Sioux Falls in Minnehaha County, South Dakota — The American Midwest (Upper Plains)
The City of East Sioux Falls
From 1887 to about 1913, this area, bordering the Big Sioux River, was the thriving community of East Sioux Falls. The city boasted a hotel, several boarding houses, saloons and retail stores, a town hall, a cricket team, at least three church congregations, many modest homes and a population of almost 600. Founded by C.W. Hubbard, the city was first called Ives. It was a company town set up to quarry the great deposits of Sioux Quartzite and to cut the stone into paving and building blocks.

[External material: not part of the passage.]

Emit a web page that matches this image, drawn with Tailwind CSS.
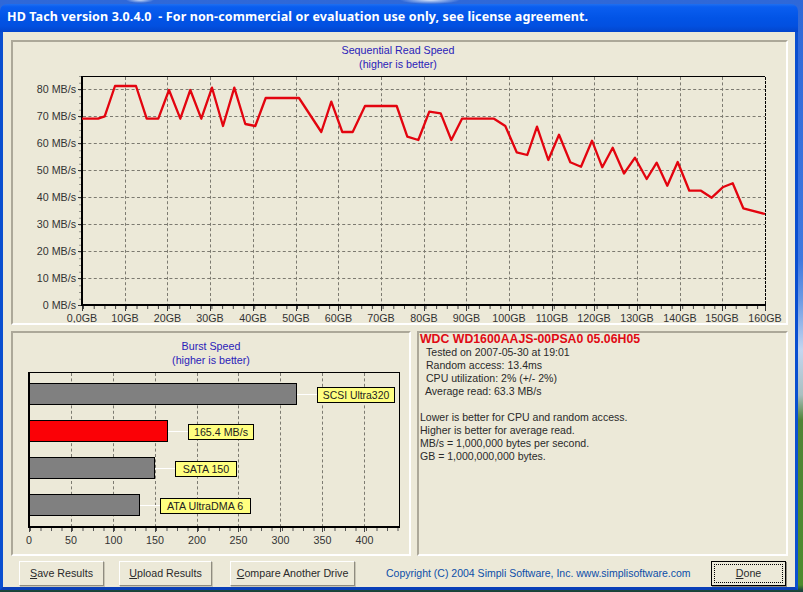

When the post office was established in 1888, Ives was renamed East Sioux Falls. The new name may have sounded more suburban to those courting eastern investors.
The city prospered. Large quantiles of stone were shipped by the Illinois Central Railroad to Detroit. St. Louis, Chicago and other distant cities. Sioux Falls and other are communities also used the stone in many magnificent examples of 19th century architecture.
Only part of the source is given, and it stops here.